=== Web page code records ===
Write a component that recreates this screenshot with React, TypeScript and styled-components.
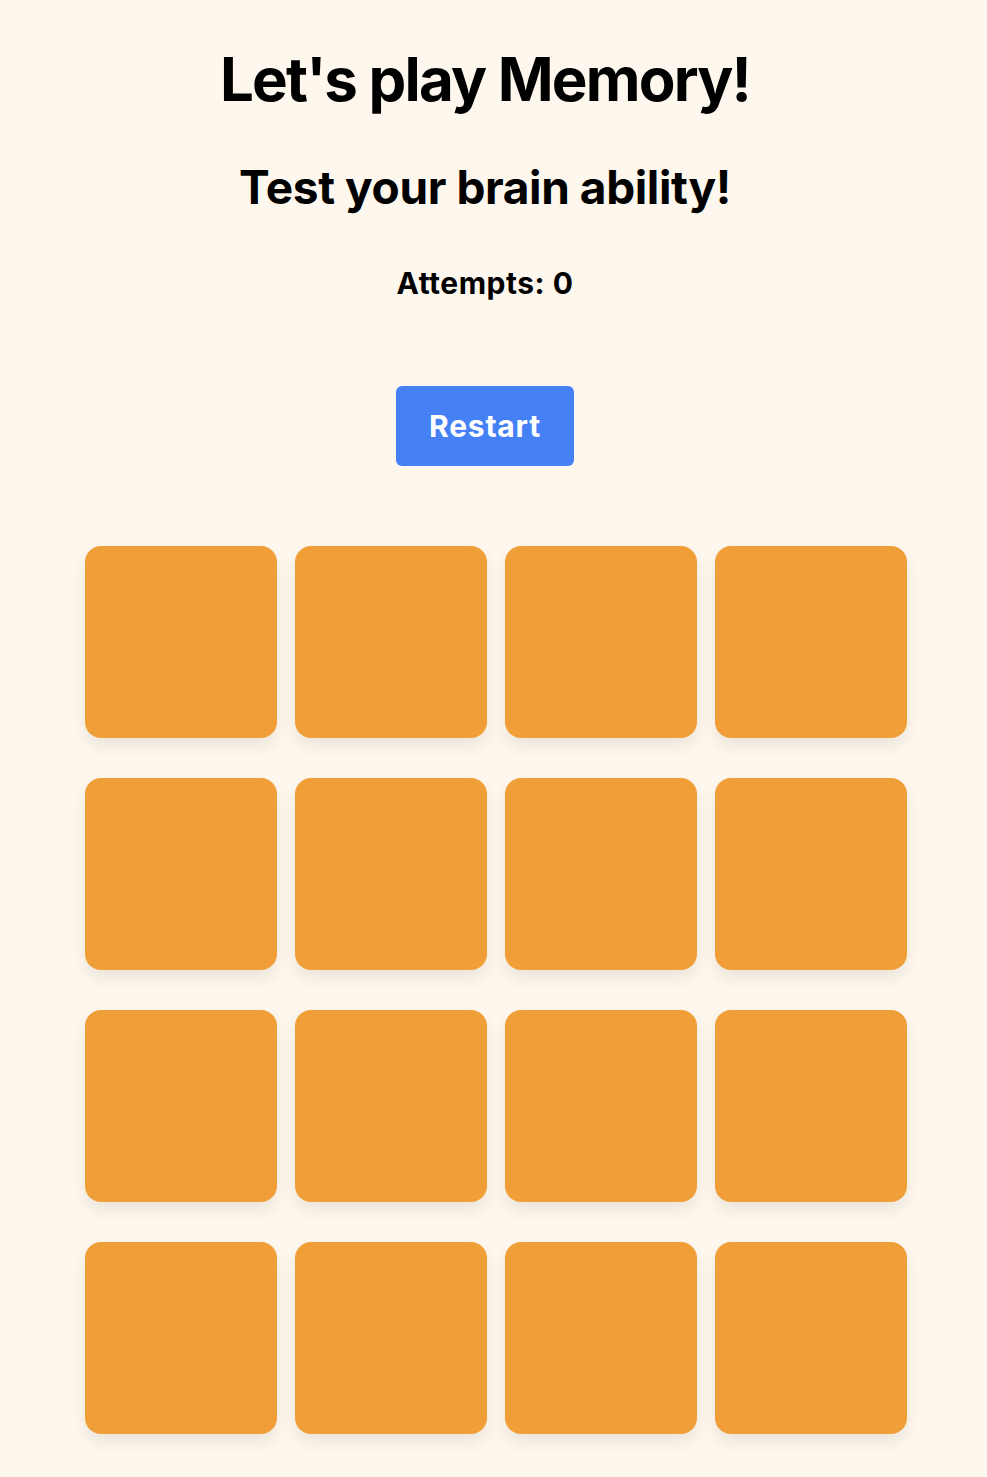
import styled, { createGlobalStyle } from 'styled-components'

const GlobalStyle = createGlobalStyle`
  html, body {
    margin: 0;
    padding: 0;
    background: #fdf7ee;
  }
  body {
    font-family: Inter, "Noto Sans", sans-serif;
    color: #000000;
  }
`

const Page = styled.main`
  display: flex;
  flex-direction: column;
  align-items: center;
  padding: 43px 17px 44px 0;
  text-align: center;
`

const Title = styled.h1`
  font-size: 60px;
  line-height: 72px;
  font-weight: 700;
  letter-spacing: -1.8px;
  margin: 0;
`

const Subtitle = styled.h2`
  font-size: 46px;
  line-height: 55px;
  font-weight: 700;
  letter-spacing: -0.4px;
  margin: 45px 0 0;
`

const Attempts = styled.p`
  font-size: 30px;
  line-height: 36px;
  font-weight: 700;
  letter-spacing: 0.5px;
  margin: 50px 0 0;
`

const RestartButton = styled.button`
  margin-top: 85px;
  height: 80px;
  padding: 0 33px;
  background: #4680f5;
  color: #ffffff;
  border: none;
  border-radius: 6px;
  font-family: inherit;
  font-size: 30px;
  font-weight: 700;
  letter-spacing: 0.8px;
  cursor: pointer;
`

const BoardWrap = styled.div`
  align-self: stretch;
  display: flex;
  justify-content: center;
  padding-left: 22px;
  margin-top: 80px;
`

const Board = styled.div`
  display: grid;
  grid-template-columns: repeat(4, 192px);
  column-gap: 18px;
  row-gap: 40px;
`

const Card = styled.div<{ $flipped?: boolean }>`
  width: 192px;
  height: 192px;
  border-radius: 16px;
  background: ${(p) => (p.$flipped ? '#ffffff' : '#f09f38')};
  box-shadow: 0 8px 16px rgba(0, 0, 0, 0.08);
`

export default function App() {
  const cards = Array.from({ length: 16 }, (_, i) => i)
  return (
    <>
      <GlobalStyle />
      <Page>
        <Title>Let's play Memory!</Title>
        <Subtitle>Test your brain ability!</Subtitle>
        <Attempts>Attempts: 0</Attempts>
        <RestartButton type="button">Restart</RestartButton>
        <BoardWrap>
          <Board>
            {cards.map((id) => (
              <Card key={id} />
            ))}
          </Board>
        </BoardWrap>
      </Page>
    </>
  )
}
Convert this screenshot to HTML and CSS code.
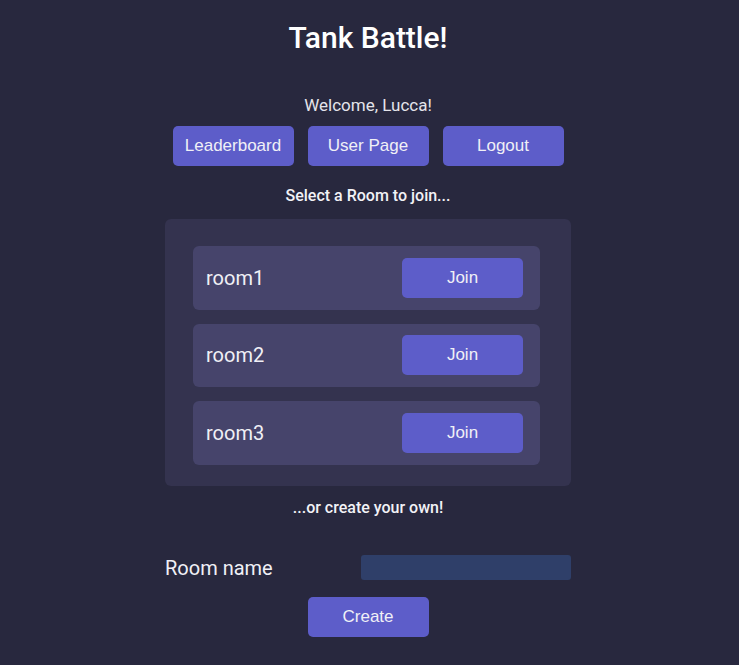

=== Request ===
Reproduce each record above by retyping it exactly; omit all images.

=== Solved exercise ===
Write a component that recreates this screenshot with React, TypeScript and styled-components.
import styled, { createGlobalStyle } from 'styled-components'

const GlobalStyle = createGlobalStyle`
  html, body {
    margin: 0;
    padding: 0;
    background: #fdf7ee;
  }
  body {
    font-family: Inter, "Noto Sans", sans-serif;
    color: #000000;
  }
`

const Page = styled.main`
  display: flex;
  flex-direction: column;
  align-items: center;
  padding: 43px 17px 44px 0;
  text-align: center;
`

const Title = styled.h1`
  font-size: 60px;
  line-height: 72px;
  font-weight: 700;
  letter-spacing: -1.8px;
  margin: 0;
`

const Subtitle = styled.h2`
  font-size: 46px;
  line-height: 55px;
  font-weight: 700;
  letter-spacing: -0.4px;
  margin: 45px 0 0;
`

const Attempts = styled.p`
  font-size: 30px;
  line-height: 36px;
  font-weight: 700;
  letter-spacing: 0.5px;
  margin: 50px 0 0;
`

const RestartButton = styled.button`
  margin-top: 85px;
  height: 80px;
  padding: 0 33px;
  background: #4680f5;
  color: #ffffff;
  border: none;
  border-radius: 6px;
  font-family: inherit;
  font-size: 30px;
  font-weight: 700;
  letter-spacing: 0.8px;
  cursor: pointer;
`

const BoardWrap = styled.div`
  align-self: stretch;
  display: flex;
  justify-content: center;
  padding-left: 22px;
  margin-top: 80px;
`

const Board = styled.div`
  display: grid;
  grid-template-columns: repeat(4, 192px);
  column-gap: 18px;
  row-gap: 40px;
`

const Card = styled.div<{ $flipped?: boolean }>`
  width: 192px;
  height: 192px;
  border-radius: 16px;
  background: ${(p) => (p.$flipped ? '#ffffff' : '#f09f38')};
  box-shadow: 0 8px 16px rgba(0, 0, 0, 0.08);
`

export default function App() {
  const cards = Array.from({ length: 16 }, (_, i) => i)
  return (
    <>
      <GlobalStyle />
      <Page>
        <Title>Let's play Memory!</Title>
        <Subtitle>Test your brain ability!</Subtitle>
        <Attempts>Attempts: 0</Attempts>
        <RestartButton type="button">Restart</RestartButton>
        <BoardWrap>
          <Board>
            {cards.map((id) => (
              <Card key={id} />
            ))}
          </Board>
        </BoardWrap>
      </Page>
    </>
  )
}
Convert this screenshot to HTML and CSS code.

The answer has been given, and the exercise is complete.